Today we discuss the concept of single player stories with multiple people.
Many times over the course of your life as a game maker, there will come times when you want to relay information to your players that deals only with a small number of the characters in your game. Perhaps one of your players is attempting to pass the tests of knighthood, maybe an intense bit royal planning is going on and only one player is of high enough social class, or maybe it’s just a bit of backstory about how one of the players got drummed out of the space marines. Whatever the case, the point is you have a story that needs to be told, and not all of the player characters can be active participants in it.
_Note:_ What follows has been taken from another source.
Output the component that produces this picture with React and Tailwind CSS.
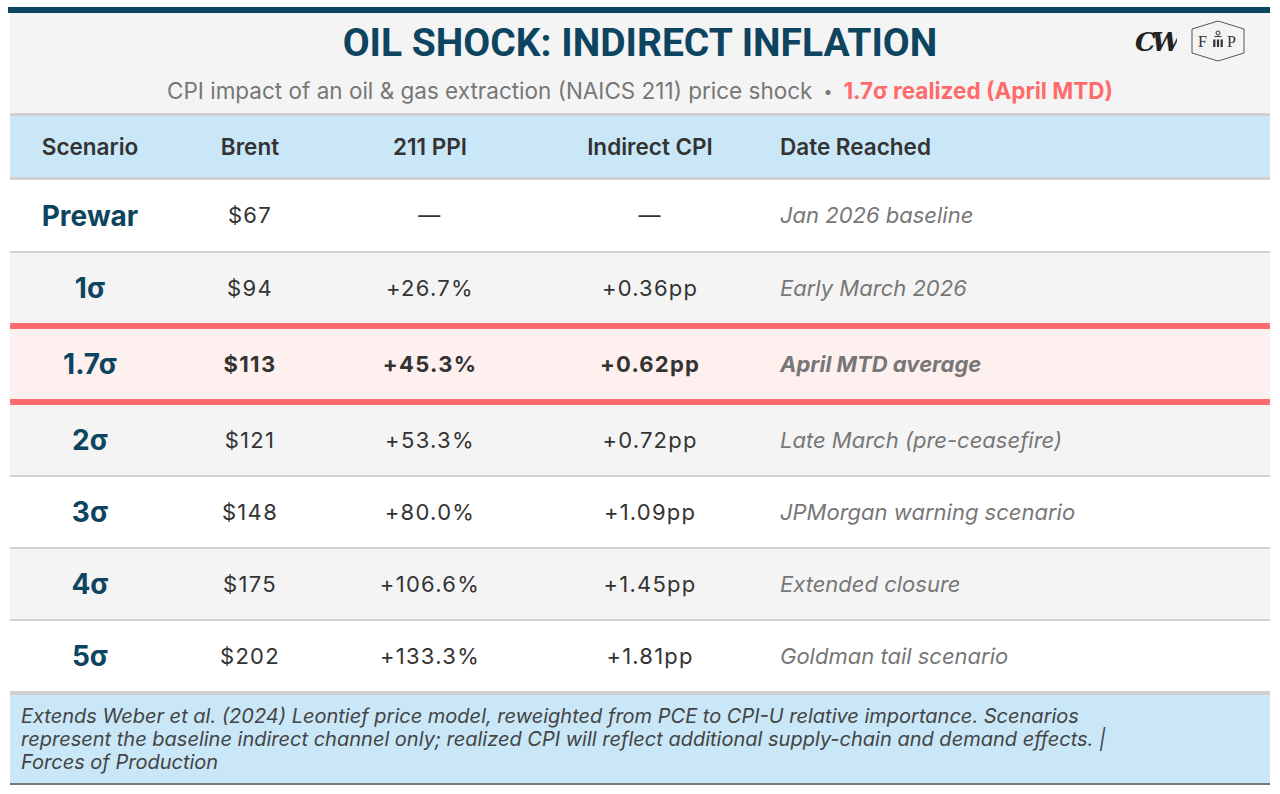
import React from 'react'

const rows = [
  { s: 'Prewar', b: '$67', p: '—', c: '—', d: 'Jan 2026 baseline', box: 'h-[73px] bg-white border-b-2 border-[#d0d0d0]' },
  { s: '1σ', b: '$94', p: '+26.7%', c: '+0.36pp', d: 'Early March 2026', box: 'h-[70px] bg-[#f4f4f4]' },
  { s: '1.7σ', b: '$113', p: '+45.3%', c: '+0.62pp', d: 'April MTD average', box: 'h-[82px] bg-[#fff0f0] border-y-[6px] border-[#ff6b6b] font-bold' },
  { s: '2σ', b: '$121', p: '+53.3%', c: '+0.72pp', d: 'Late March (pre-ceasefire)', box: 'h-[72px] bg-[#f4f4f4] border-b-2 border-[#d0d0d0]' },
  { s: '3σ', b: '$148', p: '+80.0%', c: '+1.09pp', d: 'JPMorgan warning scenario', box: 'h-[72px] bg-white border-b-2 border-[#d0d0d0]' },
  { s: '4σ', b: '$175', p: '+106.6%', c: '+1.45pp', d: 'Extended closure', box: 'h-[72px] bg-[#f4f4f4] border-b-2 border-[#d0d0d0]' },
  { s: '5σ', b: '$202', p: '+133.3%', c: '+1.81pp', d: 'Goldman tail scenario', box: 'h-[70px] bg-white' },
]

const cols = 'grid grid-cols-[160px_160px_200px_240px_1fr] items-center'

const CwLogo = () => (
  <svg width="42" height="30" viewBox="0 0 42 30">
    <text x="0" y="25" fontFamily="'DejaVu Serif', serif" fontWeight="900" fontStyle="italic" fontSize="26" fill="#222" letterSpacing="-4">CW</text>
  </svg>
)

const FopLogo = () => (
  <svg width="56" height="42" viewBox="0 0 56 42">
    <polygon points="2,9 28,1 54,9 54,33 28,41 2,33" fill="none" stroke="#555" strokeWidth="1" />
    <text x="8" y="27" fontFamily="'Liberation Serif', serif" fontSize="16" fill="#333">F</text>
    <text x="37" y="27" fontFamily="'Liberation Serif', serif" fontSize="16" fill="#333">P</text>
    <circle cx="28" cy="13" r="2" fill="none" stroke="#333" strokeWidth="1" />
    <line x1="24.5" y1="16.5" x2="31.5" y2="16.5" stroke="#333" strokeWidth="1" />
    <rect x="23.2" y="19.5" width="2.2" height="7.5" fill="#333" />
    <rect x="26.9" y="19.5" width="2.2" height="7.5" fill="#333" />
    <rect x="30.6" y="19.5" width="2.2" height="7.5" fill="#333" />
  </svg>
)

export default function App() {
  return (
    <div className="bg-white w-[1280px] h-[794px] pt-[7px] px-[10px] font-['Inter',sans-serif]">
      <div className="h-[6px] bg-[#0d4460] -ml-[2px]" />
      <div className="relative h-[103px] bg-[#f4f4f4] border-b-[3px] border-[#d0d0d0] flex flex-col items-center">
        <h1 className="mt-[9px] font-['Roboto',sans-serif] text-[39px] leading-[42px] font-bold text-[#0d4460]">OIL SHOCK: INDIRECT INFLATION</h1>
        <p className="mt-[13px] text-[22.5px] leading-[27px] text-[#777]">
          CPI impact of an oil &amp; gas extraction (NAICS 211) price shock
          <span className="mx-[11px] text-[16px] align-[2px]">•</span>
          <span className="text-[#ff6b6b] font-bold">1.7σ realized (April MTD)</span>
        </p>
        <div className="absolute right-[24px] top-[7px] flex items-center gap-[13px]">
          <CwLogo />
          <FopLogo />
        </div>
      </div>

      <div className={`${cols} h-[64px] bg-[#c9e7f7] border-b-[3px] border-[#d0d0d0] text-[22.5px] font-semibold text-[#333]`}>
        <div className="text-center">Scenario</div>
        <div className="text-center">Brent</div>
        <div className="text-center">211 PPI</div>
        <div className="text-center">Indirect CPI</div>
        <div className="pl-[10px]">Date Reached</div>
      </div>

      {rows.map((r) => (
        <div key={r.s} className={`${cols} ${r.box} text-[22px] text-[#333]`}>
          <div className="text-center text-[28px] font-bold text-[#0d4460]">{r.s}</div>
          <div className="text-center tracking-[1.3px]">{r.b}</div>
          <div className="text-center tracking-[1.3px]">{r.p}</div>
          <div className="text-center tracking-[1.2px]">{r.c}</div>
          <div className="pl-[10px] italic text-[#777]">{r.d}</div>
        </div>
      ))}

      <div className="border-t-4 border-[#d0d0d0] bg-[#c9e7f7] border-b-2 border-b-[#777] h-[94px] px-[11px] pt-[10px] text-[20px] leading-[23px] italic text-[#444]">
        <p className="max-w-[1110px]">
          Extends Weber et al. (2024) Leontief price model, reweighted from PCE to CPI-U relative importance. Scenarios represent the baseline indirect channel only; realized CPI will reflect additional supply-chain and demand effects. | Forces of Production
        </p>
      </div>
    </div>
  )
}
This can leave you with several players with nothing to do, which leads to dice towers, missing snacks, and the occasional combusted pet.
The initial reactions to this problem tend to be either of the “send the rest of the party anyways” camp, which leads to things like the half naked barbarian squatting in the corner of a fancy ball, or the “idle players” camp, which leads to food runs and empty chairs next week. There is, however, a remarkably simple solution to this problem, and one that tends to be equitable to the entirety of the party. Give them all characters. Telling the story of the grizzled veteran’s last days in the space marines? Everyone else is get’s to be a member of his squad. The aspiring knight is fighting in a tournament to prove his worth? The other PCs watch from the stands while their players take on the roles of rivaled and allied knights. Fancy dress dinner where the noble player is attempting to bend the ear of the king in support of his plan? Everyone else is a minor noble of one faction or another, and the original has to convince them to assist him. Make sure, when doing this, that the players you hand the new characters to understand their responsibilities and will be expected to behave in character, but this should be a fun experience for them as it allows them to take a small break from who they are used to being and try something new. The stealthy character get’s to play a boisterous and massive knight in the tournament, the diplomat can play a space marine, and the warrior can finally try his hand at talking to someone. Be prepared for them to take their character’s in a very different direction from what you had envisioned, but you can work with whatever they end up doing. Even if the fighter managed to use his throwaway noble character to incite rebellion among the masses, you just got a new main villain for your plot line.
This technique is even applicable in video games, allowing you to replace single character focused back story cut-scenes with a gaming experience a cooperative group can share. Whether traditional or electronic, this will allow you not only to keep the entire group entertained and prevent a lot of negative feedback, but will also increase the likelihood that your players will develop attachments to characters other than their own. A player is much more likely to feel sympathy for the priest whose family was killed by goblins if they played as one of his erstwhile cousins and were mercilessly cut down than if they heard the story over the campfire one night.
Remember, keep everyone involved in a way that makes sense. And it’s fun to take the occasional break and run a different character.